Dark clouds gather on Wall Street: fewer revenues will mean fewer employees
Since 2019, five of the biggest Wall Street bankers increased their staff by 10% in total. Some have boosted their ranks even by 30%, like in the case of Morgan Stanley.
While the number of those who are bringing the money in remained the same, revenues increased steadily.
Front desk investment bankers brought in around $4.2 million per person in 2021, compared with under $3 million before the pandemic.
Overall income has risen by 40% for the 12 biggest firms since the end of 2019.
Now, things are slowly going downhill for money makers, so adjusting costs will most definitely mean that job cuts will be made.
In 2016, Morgan Stanley boss James Gorman said that employees on Wall Street were optimally numbered.
That statement was made after axing one-quarter of his firm’s bond traders. Now, the two years of euphoria on the markets come to an end.
Revenue for investment bank Jefferies Financial decreased by 32% year-on-year for its fiscal Q2.
At JPMorgan, investment banking chief Daniel Pinto has warned that deal-related fees could fall 50% in the three months to the end of September.
Those 18,000 new staff that Morgan Stanley added since the end of 2019 now feel the jitters.
Goldman Sachs has a surplus of 8,700 compared to the same year while JPMorgan’s corporate and investment banking division has expanded by around 13,000 people.
If not producing for the front desk what are all those extra people doing?

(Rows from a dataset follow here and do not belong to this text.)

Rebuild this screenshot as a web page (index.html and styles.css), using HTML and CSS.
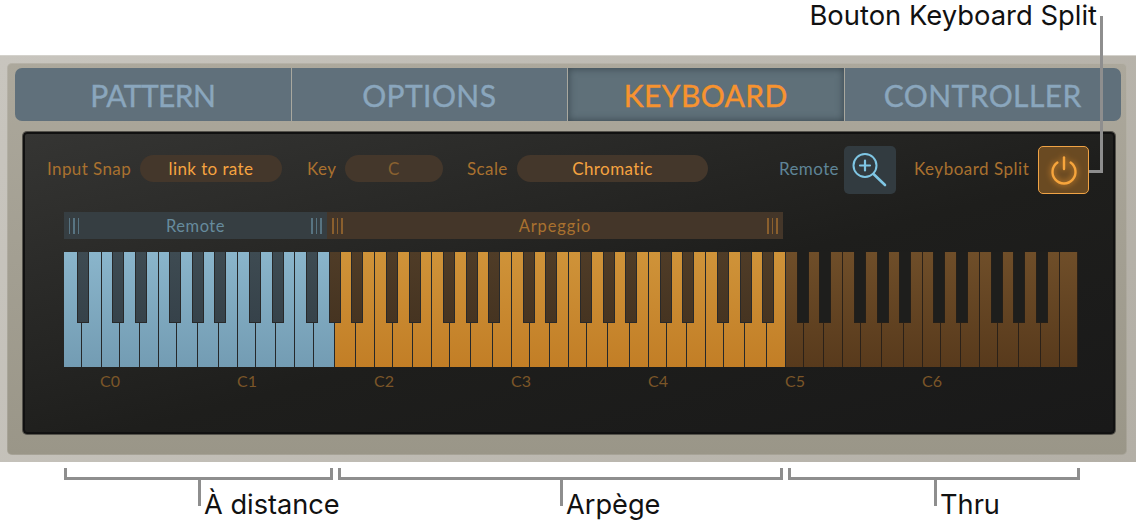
FILE: index.html
```html
<!DOCTYPE html>
<html lang="fr">
<head>
    <meta charset="UTF-8">
    <title>Keyboard</title>
    <link rel="stylesheet" href="styles.css">
</head>
<body>

<div class="callout">Bouton Keyboard Split</div>
<div class="leader"></div>

<div class="frame">
    <div class="plate">
        <div class="tabs">
            <div class="tab tab-pattern">PATTERN</div>
            <div class="tab">OPTIONS</div>
            <div class="tab active">KEYBOARD</div>
            <div class="tab">CONTROLLER</div>
        </div>

        <div class="display">
            <div class="controls">
                <span class="label snap-label">Input Snap</span>
                <span class="pill snap-pill">link to rate</span>
                <span class="label key-label">Key</span>
                <span class="pill key-pill dim">C</span>
                <span class="label scale-label">Scale</span>
                <span class="pill scale-pill">Chromatic</span>
                <span class="label remote-label">Remote</span>
                <div class="zoom-btn">
                    <svg width="44" height="44" viewBox="0 0 44 44" fill="none" stroke="#7fc6e4" stroke-linecap="round">
                        <circle cx="19" cy="17.5" r="11.5" stroke-width="2"/>
                        <path d="M19 12.5v10M14 17.5h10" stroke-width="2.2"/>
                        <path d="M27.5 26L39 37" stroke-width="2.6"/>
                    </svg>
                </div>
                <span class="label split-label">Keyboard Split</span>
                <div class="power-btn">
                    <svg width="32" height="32" viewBox="0 0 32 32" fill="none" stroke="#f7a53c" stroke-width="2.4" stroke-linecap="round">
                        <path d="M16 3.5v11.5"/>
                        <path d="M9.4 8.6a11.5 11.5 0 1 0 13.2 0"/>
                    </svg>
                </div>
            </div>

            <div class="zones">
                <div class="zone zone-remote">
                    <span class="grip"></span>
                    <span class="zone-name">Remote</span>
                    <span class="grip"></span>
                </div>
                <div class="zone zone-arp">
                    <span class="grip"></span>
                    <span class="zone-name">Arpeggio</span>
                    <span class="grip"></span>
                </div>
            </div>

            <div class="keyboard" id="keyboard"></div>

            <div class="octaves">
                <span>C0</span>
                <span>C1</span>
                <span>C2</span>
                <span>C3</span>
                <span>C4</span>
                <span>C5</span>
                <span>C6</span>
            </div>
        </div>
    </div>
</div>

<div class="brackets">
    <div class="bracket b-remote"><div class="stem"><span>À distance</span></div></div>
    <div class="bracket b-arp"><div class="stem"><span>Arpège</span></div></div>
    <div class="bracket b-thru"><div class="stem"><span>Thru</span></div></div>
</div>

<script src="keys.js"></script>
</body>
</html>
```

FILE: styles.css
```css
body {
    margin: 0;
    width: 1136px;
    height: 527px;
    overflow: hidden;
    position: relative;
    background-color: white;
    font-family: Lato, sans-serif;
}

/* Annotations */
.callout {
    height: 55px;
    box-sizing: border-box;
    padding: 0 39px 0 0;
    text-align: right;
    font-family: Inter, sans-serif;
    font-size: 27.4px;
    line-height: 31px;
    color: #111;
}

.leader {
    position: absolute;
    left: 1089px;
    top: 16px;
    width: 11px;
    height: 154px;
    border-right: 3px solid #8e8e8e;
    border-bottom: 3px solid #8e8e8e;
}

.brackets {
    display: flex;
    padding: 6px 0 0 64px;
}

.bracket {
    position: relative;
    box-sizing: border-box;
    height: 12px;
    border: 3px solid #8e8e8e;
    border-top: 0;
}

.b-remote { width: 269px; }
.b-arp { width: 445px; margin-left: 5px; }
.b-thru { width: 292px; margin-left: 5px; }

.stem {
    position: absolute;
    top: 9px;
    width: 3px;
    height: 29px;
    background-color: #8e8e8e;
}

.b-remote .stem { left: 131px; }
.b-arp .stem { left: 219px; }
.b-thru .stem { left: 143px; }

.stem span {
    position: absolute;
    left: 6px;
    top: 13px;
    font-family: Inter, sans-serif;
    font-size: 27.2px;
    line-height: 30px;
    color: #111;
    white-space: nowrap;
}

/* Plugin body */
.frame {
    height: 407px;
    box-sizing: border-box;
    padding: 7px 9px 7px 7px;
    background: linear-gradient(120deg, #c8c5be, #b3afa6);
    border-top: 1px solid #d4d2cc;
}

.plate {
    height: 392px;
    box-sizing: border-box;
    padding: 5px 6px 0 8px;
    border-radius: 5px;
    background: linear-gradient(#aca89c, #9a9688);
    box-shadow: inset 0 0 0 1px rgba(255, 255, 255, 0.12);
}

.tabs {
    display: flex;
    height: 53px;
    border-radius: 7px;
    overflow: hidden;
    background-color: #60707b;
}

.tab {
    width: 276.5px;
    box-sizing: border-box;
    border-right: 1px solid #a9a89f;
    text-align: center;
    font-size: 30px;
    line-height: 55px;
    letter-spacing: 0.4px;
    color: #8aa6bd;
    -webkit-text-stroke: 0.4px currentColor;
}

.tab:last-child {
    border-right: 0;
}

.tab-pattern {
    letter-spacing: -0.6px;
}

.active {
    color: #f7932f;
    background-color: #5f7079;
    box-shadow: inset 0 0 7px 1px #3e4c55;
}

.display {
    box-sizing: border-box;
    width: 1092px;
    height: 302px;
    margin-top: 11px;
    margin-left: 8px;
    padding: 12px 0 0 39px;
    border: 2px solid #111;
    border-radius: 4px;
    background: linear-gradient(165deg, #353533, #1e1e1c 55%, #191919);
    box-shadow: 0 0 0 1px #55534c;
}

/* Top row of controls */
.controls {
    display: flex;
    align-items: center;
    height: 48px;
    margin-left: -17px;
    font-size: 17px;
    letter-spacing: 0.4px;
}

.label {
    margin-bottom: 3px;
    color: #a9712f;
    white-space: nowrap;
}

.pill {
    height: 27px;
    margin-bottom: 3px;
    border-radius: 14px;
    background-color: #44372b;
    color: #f6a340;
    text-align: center;
    line-height: 27px;
}

.dim { color: #8a6130; }

.snap-label { width: 93px; }
.snap-pill { width: 142px; }
.key-label { width: 38px; margin-left: 25px; }
.key-pill { width: 98px; }
.scale-label { width: 50px; margin-left: 24px; }
.scale-pill { width: 191px; }
.remote-label { width: 65px; margin-left: 71px; color: #5f8497; }
.split-label { width: 124px; margin-left: 18px; letter-spacing: 0.5px; }

.zoom-btn {
    width: 52px;
    height: 48px;
    border-radius: 5px;
    background-color: #323b40;
}

.zoom-btn svg { display: block; margin: 2px 0 0 2px; }

.power-btn {
    box-sizing: border-box;
    width: 51px;
    height: 48px;
    border: 1.5px solid #f0a345;
    border-radius: 5px;
    background-color: #6a4a22;
    display: flex;
    align-items: center;
    justify-content: center;
}

.power-btn svg { filter: drop-shadow(0 0 3px #e8932e); }

/* Zone bar */
.zones {
    display: flex;
    height: 27px;
    margin-top: 18px;
    font-size: 16.5px;
    letter-spacing: 0.5px;
}

.zone {
    display: flex;
    align-items: center;
    box-sizing: border-box;
    padding: 0 5px;
}

.zone-remote { width: 263px; background-color: #363e42; color: #668b9d; }
.zone-arp { width: 456px; background-color: #443629; color: #a9712f; letter-spacing: 0.9px; }

.zone-name {
    flex: 1;
    text-align: center;
}

.grip {
    width: 11px;
    height: 16px;
    background: repeating-linear-gradient(90deg, currentColor 0 1.5px, transparent 1.5px 4.5px);
    opacity: 0.7;
}

/* Keys */
.keyboard {
    position: relative;
    display: flex;
    height: 115px;
    margin-top: 13px;
}

.white {
    height: 115px;
    box-sizing: border-box;
    border-right: 1px solid #25282a;
}

.white.remote { background: linear-gradient(#8ab5cb, #739cb3); }
.white.arp { background: linear-gradient(#cf9339, #c27e26); }
.white.thru { background: linear-gradient(#6f4e29, #583a1c); border-right-color: #2b2118; }

.black {
    position: absolute;
    top: 0;
    width: 12px;
    height: 71px;
    box-sizing: border-box;
    border: 1px solid #28292a;
    border-top: 0;
}

.black.remote { background: linear-gradient(#3e4b52, #36424a); }
.black.arp { background: linear-gradient(#4f3c27, #463421); }
.black.thru { background-color: #1e1e1c; border-color: #241f19; }

.octaves {
    display: flex;
    margin: 5px 0 0 36px;
    font-size: 16px;
    line-height: 18px;
    color: #7b5628;
}

.octaves span {
    width: 137px;
    text-align: left;
}
```

FILE: keys.js
```js
// 88 keys, A-1 to C7. Widths measured per note, one octave = 136.9px
var widths = { 0: 18, 2: 20, 4: 19, 5: 18.2, 7: 21, 9: 21.7, 11: 19 };
var blackLeft = { 1: 11, 3: 33.7, 6: 68.3, 8: 91, 10: 113.3 };
var board = document.getElementById('keyboard');
var firstC = 37; // first C from the left of the keyboard

function zoneOf(n) {
    if (n < 20) return 'remote';
    if (n < 60) return 'arp';
    return 'thru';
}

for (var n = -3; n <= 84; n++) {
    var note = ((n % 12) + 12) % 12;
    var octave = Math.floor(n / 12);
    var key = document.createElement('div');

    if (widths[note]) {
        key.className = 'white ' + zoneOf(n);
        var w = widths[note];
        if (n == -3) w = 18;
        if (n == -1) w = 19.5;
        if (n == 84) w = 18;
        key.style.width = w + 'px';
    } else {
        key.className = 'black ' + zoneOf(n);
        key.style.left = (firstC + octave * 136.9 + blackLeft[note]) + 'px';
    }
    board.appendChild(key);
}
```
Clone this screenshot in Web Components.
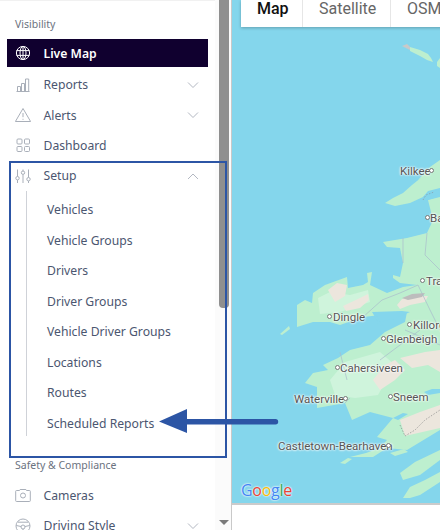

Many of them are software engineers, hired to make banks more flexible and increase customer loyalty.
Goldman has been staffing up its consumer bank, Marcus. JPMorgan moved some payments staff into its investment banking unit in 2020.
These people don’t directly bring money in, but they carry costs.
When it bought online broker E*Trade and asset manager Eaton Vance, Morgan Stanley hired around 6,000 people.
The result is a coming quandary. Banks have more mouths to feed out of what’s fast becoming a smaller trough.